2. Be Visible in Your Neighborhood
- Wear a branded shirt or hat while walking
- Carry business cards (yes, they still work)
- Talk to dog owners at the park — this is your natural networking event
- Post flyers at vet offices, groomers, pet stores, and coffee shops
3. Use Free Directories
Fee-free directories like HeyDog give you the discoverability of a platform without the per-booking fee. You get a profile, reviews, and direct messaging — and you keep what you earn.
4. Build a Simple Online Presence
- A Google Business Profile (free, shows up in local searches)

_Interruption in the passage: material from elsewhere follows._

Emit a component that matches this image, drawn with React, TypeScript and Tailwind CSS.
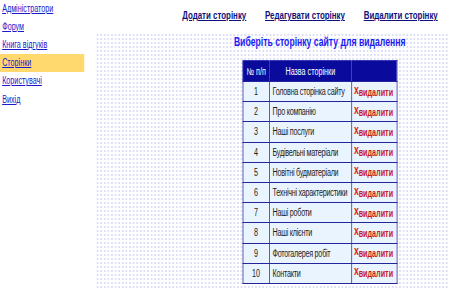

- An Instagram account with walk photos and happy dogs
- Nextdoor and neighborhood Facebook group posts
You don't need a website. A well-maintained Google profile and a few social accounts are enough for most independent walkers.
5. Get Reviews Everywhere
Reviews are your currency. Ask every happy client to leave a review on Google, on your directory profile, and on Nextdoor. The more places your name shows up with positive reviews, the easier it is for new clients to trust you.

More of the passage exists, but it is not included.